Maria Beatriz Giusti*
Em um momento no qual o Rio Grande do Sul vive uma tragédia inédita, efeito de mudanças climáticas causadas pela degradação ambiental, a Comissão de Constituição e Justiça (CCJ) do Senado promoveu, ontem, uma audiência pública para debater uma proposta de emenda à Constituição que flexibiliza a preservação de todo o litoral brasileiro. A PEC 03/23 é considerada por ambientalistas e especialistas uma ameaça às áreas de equilíbrio ecológico, como mangues, estuários e trechos da Mata Atlântica ainda preservados. Os defensores da proposta, porém, enxergam na matéria uma fonte de geração de empregos e atração de investimentos.
A PEC 03/23 propõe a transferência dessas extensões do litoral, que pertencem à União, de duas formas: às entidades particulares — como resorts e condomínios — mediante ressarcimento ao Tesouro Nacional; e aos estados e municípios gratuitamente. Os chamados Terrenos de Marinha incluem, ainda, áreas no contorno de ilhas e às margens de rios e lagoas, em uma faixa de 33m medidos a partir da posição da maré cheia.
Embora o relatório elaborado pelo senador Flávio Bolsonaro (PL-RJ) não tenha data para votação, o debate sobre o tema chamou a atenção pela ênfase com que cada lado defendeu sua posição. Para a presidente da Comissão de Meio Ambiente do Senado, Leila Barros (PDT-DF), é preocupante que se proponha afrouxar leis federais sobre o meio ambiente no momento em que o país assiste ao drama dos gaúchos, motivado pela devastação ambiental.
"É uma medida que flexibiliza as leis ambientais e dificulta o combate às mudanças climáticas. Me causa mais perplexidade ao constatar o avanço da iniciativa dessa natureza em um momento de calamidade ambiental que vivemos no Rio Grande do Sul. Afinal, para 99% dos brasileiros, segundo a pesquisa Quaest, as enchentes estão ligadas às mudanças climáticas. A quem interessa essa aprovação?", questionou a senadora.
Em resposta, Flávio Bolsonaro argumentou que a transferência seria uma forma de gerar empregos, além de beneficiar os moradores das áreas costeiras. "Interessa aos moradores do Complexo da Maré, no Rio de Janeiro, que estão em terreno da União, e estamos há muito tempo tentando entregar o título de propriedade. E interessa, principalmente, pela geração de empregos. O objetivo de todos nós, aqui, deve ser esse", rebateu.
Neymar
A PEC 03/23 começou a chamar a atenção depois que veio à tona o envolvimento do jogador de futebol Neymar Jr., da Seleção Brasileira e da equipe saudita Al-Hilal, com uma incorporadora para o lançamento de 28 empreendimentos imobiliários na costa do Nordeste.
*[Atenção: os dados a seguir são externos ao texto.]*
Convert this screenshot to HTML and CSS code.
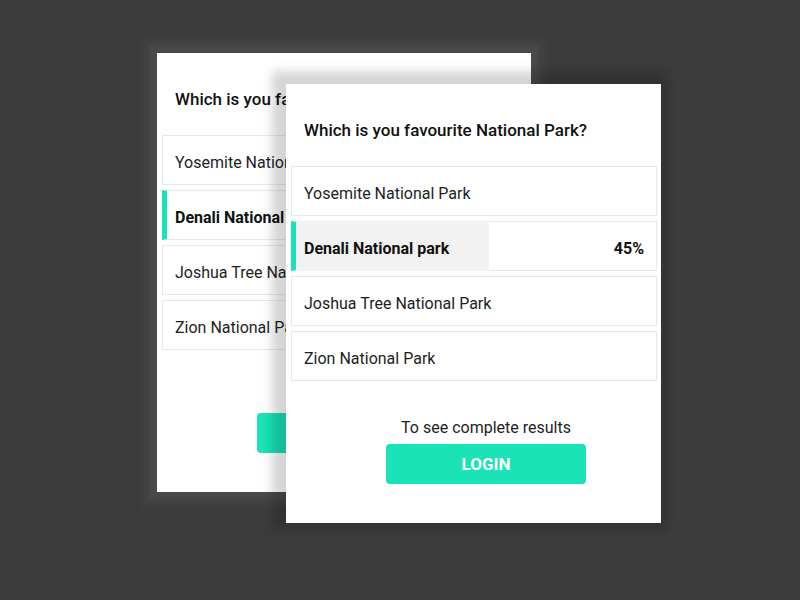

Seria um investimento de R$ 7,5 bilhões. A proposta de emenda à Constituição favoreceria o aparecimento de vários negócios semelhantes ao longo do litoral brasileiro. Uma das preocupações dos críticos à matéria é a possibilidade de "privatização" das praias — ou seja, que deixem de estar abertas a qualquer frequentador e, sobretudo, às comunidades vizinhas de resorts e condomínios particulares.
A coordenadora-geral de Gerenciamento Costeiro do Ministério do Meio Ambiente e Mudança do Clima, Marinez Scherer, afirmou que transferir os Terrenos de Marinha para ocupantes particulares é um "ônus" para a sociedade brasileira e um "bônus" para poucos. "Nós estamos indo contra o que o resto do mundo está fazendo para o ecossistema", criticou.
Em defesa da proposta, o deputado Alceu Moreira (MDB-RO) afirmou que a PEC "em nenhum tópico afeta o que é o direito ambiental brasileiro". O prefeito de Florianópolis, Topázio Neto (PSD), também é a favor do texto e afirma que os municípios, ao longo dos anos, são os principais administradores e investidores nessas áreas.
"O fato de serem Terrenos de Marinha não elimina o fato de o município ter de fazer investimentos. Se forem privatizadas, não vai acabar com o compromisso do município", explicou.
Prefeito de Belém, Edmilson Rodrigues (PSol) lembrou na audiência que a capital paraense "vive há séculos" com a ocupação dos Terrenos de Marinha. Ele salientou que existem vários casos em que o ocupante dessa área tem que pagar a taxa de ocupação para a União e, também, o IPTU para o município.
"Não é por combater a especulação imobiliária que temos de fazer uma injustiça social", afirmou.